====== Supplied records ======
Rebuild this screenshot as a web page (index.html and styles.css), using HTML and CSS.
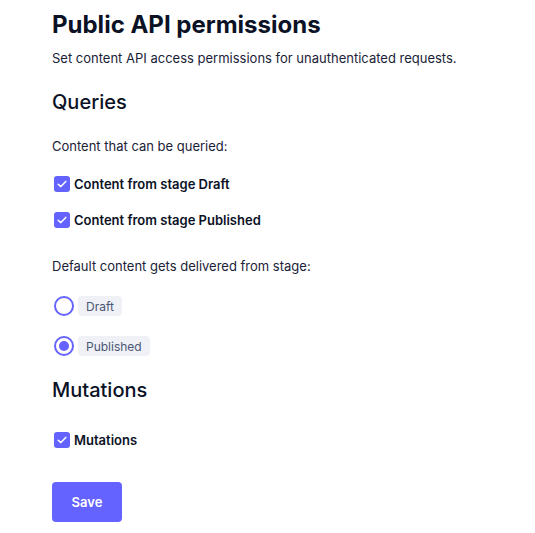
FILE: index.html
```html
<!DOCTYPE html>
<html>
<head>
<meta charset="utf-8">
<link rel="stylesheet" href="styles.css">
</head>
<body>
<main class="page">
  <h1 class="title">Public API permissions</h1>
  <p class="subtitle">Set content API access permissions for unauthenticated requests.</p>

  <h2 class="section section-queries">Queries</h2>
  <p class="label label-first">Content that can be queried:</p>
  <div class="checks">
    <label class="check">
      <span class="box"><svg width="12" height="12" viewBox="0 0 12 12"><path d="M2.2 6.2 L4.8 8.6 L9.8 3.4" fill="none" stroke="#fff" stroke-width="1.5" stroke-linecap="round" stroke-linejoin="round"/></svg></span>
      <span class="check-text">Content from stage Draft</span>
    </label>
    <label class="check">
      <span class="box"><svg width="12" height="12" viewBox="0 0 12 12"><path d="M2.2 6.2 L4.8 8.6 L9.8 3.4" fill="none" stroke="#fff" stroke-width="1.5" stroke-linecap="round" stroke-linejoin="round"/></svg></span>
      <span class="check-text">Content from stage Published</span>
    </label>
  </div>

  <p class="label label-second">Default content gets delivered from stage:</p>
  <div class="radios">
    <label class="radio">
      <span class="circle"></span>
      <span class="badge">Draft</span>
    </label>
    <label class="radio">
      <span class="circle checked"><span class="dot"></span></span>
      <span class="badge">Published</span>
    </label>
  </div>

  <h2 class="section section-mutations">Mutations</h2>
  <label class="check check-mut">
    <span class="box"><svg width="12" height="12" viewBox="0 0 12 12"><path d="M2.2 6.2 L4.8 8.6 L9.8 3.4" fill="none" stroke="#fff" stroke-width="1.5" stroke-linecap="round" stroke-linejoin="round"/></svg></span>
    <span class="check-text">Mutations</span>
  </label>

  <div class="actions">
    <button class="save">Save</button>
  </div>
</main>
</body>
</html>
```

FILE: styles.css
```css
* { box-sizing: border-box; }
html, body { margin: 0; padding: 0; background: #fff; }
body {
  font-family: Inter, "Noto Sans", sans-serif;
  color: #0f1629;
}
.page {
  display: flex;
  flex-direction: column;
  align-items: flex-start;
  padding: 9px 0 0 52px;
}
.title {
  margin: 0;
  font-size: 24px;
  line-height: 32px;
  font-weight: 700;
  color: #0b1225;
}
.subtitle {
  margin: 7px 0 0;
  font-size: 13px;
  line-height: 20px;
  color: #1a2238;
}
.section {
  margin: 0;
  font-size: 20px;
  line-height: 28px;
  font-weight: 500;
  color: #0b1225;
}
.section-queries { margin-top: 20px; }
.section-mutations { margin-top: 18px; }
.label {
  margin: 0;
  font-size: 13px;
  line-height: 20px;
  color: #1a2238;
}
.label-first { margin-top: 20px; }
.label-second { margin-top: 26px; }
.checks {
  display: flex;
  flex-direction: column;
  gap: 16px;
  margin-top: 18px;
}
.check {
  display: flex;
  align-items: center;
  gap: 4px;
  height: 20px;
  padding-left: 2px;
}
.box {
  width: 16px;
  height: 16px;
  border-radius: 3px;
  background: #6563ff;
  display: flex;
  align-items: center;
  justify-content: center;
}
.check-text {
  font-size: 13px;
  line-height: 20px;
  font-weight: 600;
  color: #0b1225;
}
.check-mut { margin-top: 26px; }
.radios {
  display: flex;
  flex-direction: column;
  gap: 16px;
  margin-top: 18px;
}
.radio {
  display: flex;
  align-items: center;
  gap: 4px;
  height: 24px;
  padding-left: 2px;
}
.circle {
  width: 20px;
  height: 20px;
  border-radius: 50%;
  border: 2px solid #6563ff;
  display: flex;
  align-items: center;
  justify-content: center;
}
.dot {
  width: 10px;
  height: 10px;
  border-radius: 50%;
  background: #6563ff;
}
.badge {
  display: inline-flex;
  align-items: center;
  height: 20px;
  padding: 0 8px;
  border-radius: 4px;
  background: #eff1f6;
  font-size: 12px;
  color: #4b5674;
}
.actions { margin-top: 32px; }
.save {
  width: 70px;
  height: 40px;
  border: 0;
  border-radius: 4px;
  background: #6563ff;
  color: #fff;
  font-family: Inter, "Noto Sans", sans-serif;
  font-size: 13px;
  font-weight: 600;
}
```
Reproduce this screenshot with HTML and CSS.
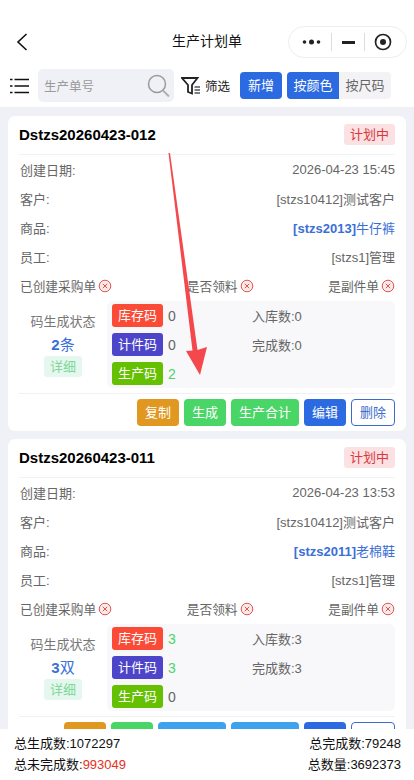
======
Problem to solve:
Count the lines above in which the word "styles" appears, then state only that count.

Result of this exercise:
3